--- start ---
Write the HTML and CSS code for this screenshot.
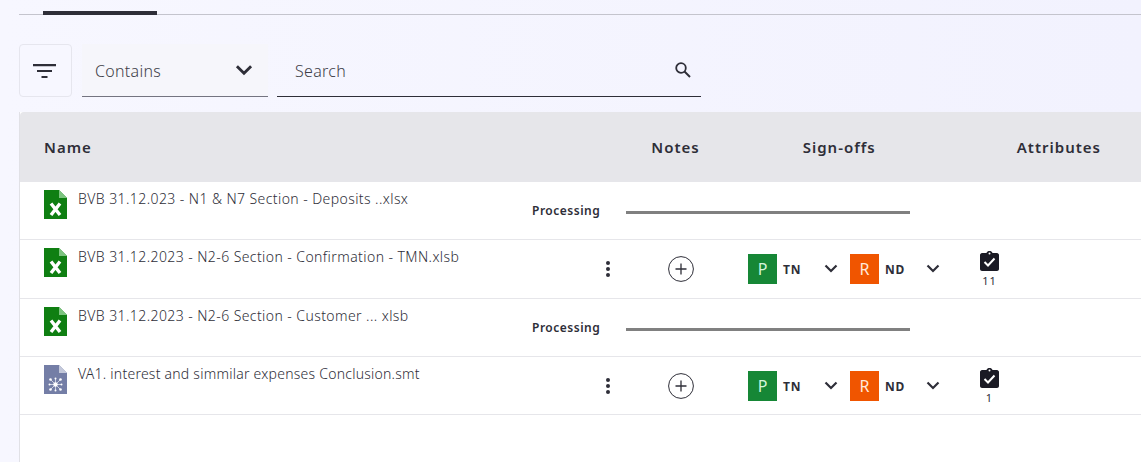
FILE: index.html
```html
<!DOCTYPE html>
<html lang="en">
<head>
<meta charset="UTF-8">
<meta name="viewport" content="width=device-width, initial-scale=1.0">
<title>Documents</title>
<link rel="stylesheet" href="styles.css">
</head>
<body>

<svg class="defs" width="0" height="0">
  <symbol id="icon-xls" viewBox="0 0 23 29">
    <path d="M0 0H15L23 8V29H0Z" fill="#0f7f12"/>
    <path d="M15 0L23 8H15Z" fill="#7cc47f"/>
    <path d="M7 13.500L16 25M16 13.500L7 25" stroke="#fff" stroke-width="3.400" fill="none"/>
  </symbol>
  <symbol id="icon-smt" viewBox="0 0 23 29">
    <path d="M0 0H15L23 8V29H0Z" fill="#747ea6"/>
    <path d="M15 0L23 8H15Z" fill="#c3c8da"/>
    <path d="M6 14L17 25M17 14L6 25M11.500 13V26M5 19.500H18" stroke="#dfe2ec" stroke-width=".8" fill="none"/>
    <circle cx="11.500" cy="19.500" r="2.200" fill="#fff"/>
    <circle cx="6.500" cy="14.500" r="1.300" fill="#fff"/>
    <circle cx="16.500" cy="14.500" r="1.300" fill="#fff"/>
    <circle cx="6.500" cy="24.500" r="1.300" fill="#fff"/>
    <circle cx="16.500" cy="24.500" r="1.300" fill="#fff"/>
    <circle cx="11.500" cy="13.500" r="1" fill="#fff"/>
    <circle cx="11.500" cy="25.500" r="1" fill="#fff"/>
    <circle cx="5.500" cy="19.500" r="1" fill="#fff"/>
    <circle cx="17.500" cy="19.500" r="1" fill="#fff"/>
  </symbol>
  <symbol id="icon-chevron" viewBox="0 0 14 9">
    <path d="M1.500 1.500L7 7L12.500 1.500" stroke="#2e2e38" stroke-width="2.200" fill="none"/>
  </symbol>
  <symbol id="icon-kebab" viewBox="0 0 6 18">
    <circle cx="3" cy="3" r="2" fill="#2e2e38"/>
    <circle cx="3" cy="9" r="2" fill="#2e2e38"/>
    <circle cx="3" cy="15" r="2" fill="#2e2e38"/>
  </symbol>
  <symbol id="icon-plus" viewBox="0 0 26 26">
    <circle cx="13" cy="13" r="12.400" stroke="#2e2e38" fill="none"/>
    <path d="M13 7.500V18.500M7.500 13H18.500" stroke="#2e2e38" stroke-width="1.300" fill="none"/>
  </symbol>
  <symbol id="icon-task" viewBox="0 0 19 20">
    <path d="M2 2H6.500C7 .5 8.200 0 9.500 0S12 .5 12.500 2H17C18 2 19 3 19 4V18C19 19 18 20 17 20H2C1 20 0 19 0 18V4C0 3 1 2 2 2Z" fill="#1a1a24"/>
    <path d="M4.500 11L8 14.500L14.500 7.500" stroke="#fff" stroke-width="2" fill="none"/>
    <circle cx="9.500" cy="2.500" r="1" fill="#fff"/>
  </symbol>
</svg>

<div class="tabs"><span class="tab-active"></span></div>

<div class="toolbar">
  <button class="filter-btn">
    <svg width="23" height="14" viewBox="0 0 23 14"><path d="M0 1.200H23M4 7H19M8.500 13H14.500" stroke="#2e2e38" stroke-width="2.200" fill="none"/></svg>
  </button>
  <div class="select">
    <span>Contains</span>
    <svg class="select-chev" width="18" height="12"><use href="#icon-chevron"/></svg>
  </div>
  <div class="search">
    <span>Search</span>
    <svg width="18" height="18" viewBox="0 0 18 18"><circle cx="7" cy="7" r="4.800" stroke="#2e2e38" stroke-width="1.800" fill="none"/><path d="M10.500 10.500L16 16" stroke="#2e2e38" stroke-width="2" fill="none"/></svg>
  </div>
</div>

<div class="table">
  <div class="head">
    <div>Name</div>
    <div class="head-notes">Notes</div>
    <div class="head-sign">Sign-offs</div>
    <div class="head-attr">Attributes</div>
  </div>

  <div class="row">
    <div class="name"><svg class="file" width="23" height="29"><use href="#icon-xls"/></svg><span>BVB 31.12.023 - N1 &amp; N7 Section - Deposits ..xlsx</span></div>
    <div class="status">Processing</div>
    <div class="bar"></div>
  </div>

  <div class="row">
    <div class="name"><svg class="file" width="23" height="29"><use href="#icon-xls"/></svg><span>BVB 31.12.2023 - N2-6 Section - Confirmation - TMN.xlsb</span></div>
    <div class="menu"><svg width="6" height="18"><use href="#icon-kebab"/></svg></div>
    <div class="notes"><svg width="26" height="26"><use href="#icon-plus"/></svg></div>
    <div class="signoffs">
      <span class="badge green">P</span><span class="who">TN</span><svg class="chev" width="14" height="9"><use href="#icon-chevron"/></svg>
      <span class="badge orange">R</span><span class="who">ND</span><svg class="chev" width="14" height="9"><use href="#icon-chevron"/></svg>
    </div>
    <div class="attrs"><svg width="19" height="20"><use href="#icon-task"/></svg><span>11</span></div>
  </div>

  <div class="row">
    <div class="name"><svg class="file" width="23" height="29"><use href="#icon-xls"/></svg><span>BVB 31.12.2023 - N2-6 Section - Customer ... xlsb</span></div>
    <div class="status">Processing</div>
    <div class="bar"></div>
  </div>

  <div class="row">
    <div class="name name-plain"><svg class="file" width="23" height="29"><use href="#icon-smt"/></svg><span>VA1. interest and simmilar expenses Conclusion.smt</span></div>
    <div class="menu"><svg width="6" height="18"><use href="#icon-kebab"/></svg></div>
    <div class="notes"><svg width="26" height="26"><use href="#icon-plus"/></svg></div>
    <div class="signoffs">
      <span class="badge green">P</span><span class="who">TN</span><svg class="chev" width="14" height="9"><use href="#icon-chevron"/></svg>
      <span class="badge orange">R</span><span class="who">ND</span><svg class="chev" width="14" height="9"><use href="#icon-chevron"/></svg>
    </div>
    <div class="attrs"><svg width="19" height="20"><use href="#icon-task"/></svg><span>1</span></div>
  </div>
</div>

</body>
</html>
```

FILE: styles.css
```css
html, body {
  height: 100%;
}
body {
  margin: 0;
  padding: 0 0 0 19px;
  box-sizing: border-box;
  overflow: hidden;
  font-family: "Noto Sans", sans-serif;
  color: #2e2e38;
  background: linear-gradient(90deg, #f7f7ff, #f2f2fe);
}
.defs {
  position: absolute;
}
.tabs {
  display: flow-root;
  height: 14px;
  border-bottom: 1px solid #c4c4cd;
}
.tab-active {
  display: block;
  width: 114px;
  height: 4px;
  margin: 11px 0 0 24px;
  background: #2e2e38;
}
.toolbar {
  display: flex;
  margin-top: 29px;
  height: 53px;
}
.filter-btn {
  width: 53px;
  height: 53px;
  padding: 0 2px 0 0;
  border: 1px solid #e6e6ee;
  border-radius: 4px;
  background: #f7f7ff;
  display: flex;
  align-items: center;
  justify-content: center;
}
.select {
  width: 186px;
  margin-left: 10px;
  padding: 2px 15px 0 13px;
  box-sizing: border-box;
  display: flex;
  align-items: center;
  justify-content: space-between;
  background: #f6f6fb;
  border-bottom: 1px solid #747480;
  font-size: 16px;
  font-weight: 300;
  letter-spacing: 0.3px;
  color: #3f3f49;
}
.select-chev {
  margin-top: -2px;
}
.search {
  width: 424px;
  margin-left: 9px;
  padding: 2px 9px 0 18px;
  box-sizing: border-box;
  display: flex;
  align-items: center;
  justify-content: space-between;
  border-bottom: 1px solid #2e2e38;
  font-size: 16px;
  font-weight: 300;
  letter-spacing: 0.3px;
  color: #3f3f49;
}
.search svg {
  margin-top: -2px;
}
.table {
  margin-top: 15px;
  height: 350px;
  background: #fff;
  border-left: 1px solid #e1e1e6;
}
.head {
  height: 70px;
  padding-left: 24px;
  display: flex;
  align-items: center;
  background: #e6e6ea;
  border-radius: 4px 0 0 0;
  font-size: 15px;
  font-weight: 600;
  letter-spacing: 1px;
}
.head-notes {
  margin-left: auto;
}
.head-sign {
  margin-left: 103px;
}
.head-attr {
  margin-left: 141px;
  margin-right: 40px;
}
.row {
  height: 58.33px;
  box-sizing: border-box;
  padding-left: 24px;
  display: grid;
  grid-template-columns: 488px 94px 110px 224px 1fr;
  align-items: center;
  border-bottom: 1px solid #e6e6ea;
}
.name {
  align-self: start;
  padding-top: 8px;
  display: flex;
  font-size: 14px;
  font-weight: 300;
  letter-spacing: 0.42px;
  color: #2e2e38;
}
.name-plain {
  letter-spacing: 0.24px;
}
.name span {
  line-height: 18px;
}
.file {
  flex: none;
  margin-right: 11px;
}
.status {
  font-size: 12px;
  font-weight: 600;
  letter-spacing: 0.5px;
}
.bar {
  grid-column: 3 / 5;
  width: 284px;
  height: 3px;
  margin-top: 4px;
  background: #808080;
}
.menu {
  justify-self: end;
  margin-right: 15px;
  display: flex;
}
.notes {
  display: flex;
  justify-content: center;
}
.signoffs {
  padding-left: 12px;
  display: flex;
  align-items: center;
}
.badge {
  width: 29px;
  height: 30px;
  display: flex;
  align-items: center;
  justify-content: center;
  font-size: 16px;
  color: #fff;
}
.green {
  background: #168736;
  color: #d5f5da;
}
.orange {
  background: #f05500;
  color: #ffe8da;
}
.who {
  width: 21px;
  margin-left: 6px;
  padding-top: 1px;
  font-size: 12px;
  font-weight: 700;
  letter-spacing: 0.8px;
}
.chev {
  margin: 0 12px 0 20px;
}
.attrs {
  padding-left: 20px;
  width: 19px;
  margin-top: 1px;
  display: flex;
  flex-direction: column;
  align-items: center;
  font-size: 11px;
  letter-spacing: 1px;
  line-height: 13px;
}
.attrs span {
  margin-top: 3px;
}
```
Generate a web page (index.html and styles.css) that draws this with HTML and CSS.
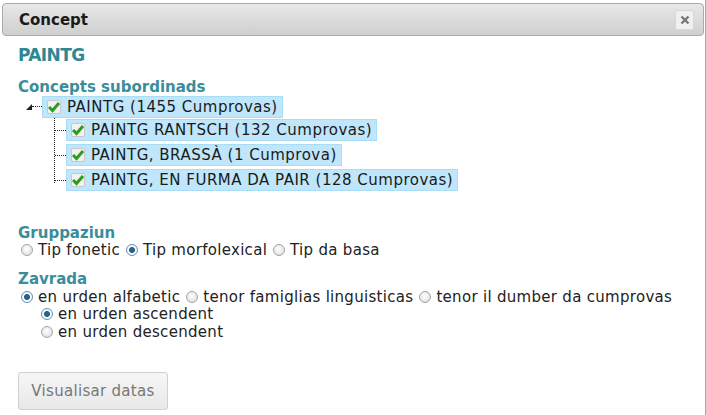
--- end ---
* Aim of the exercise *
Isolate the lines that hold the word "styles" and copy all of them.

* Exercise response *
<link rel="stylesheet" href="styles.css">
FILE: styles.css
Generate a web page (index.html and styles.css) that draws this with HTML and CSS.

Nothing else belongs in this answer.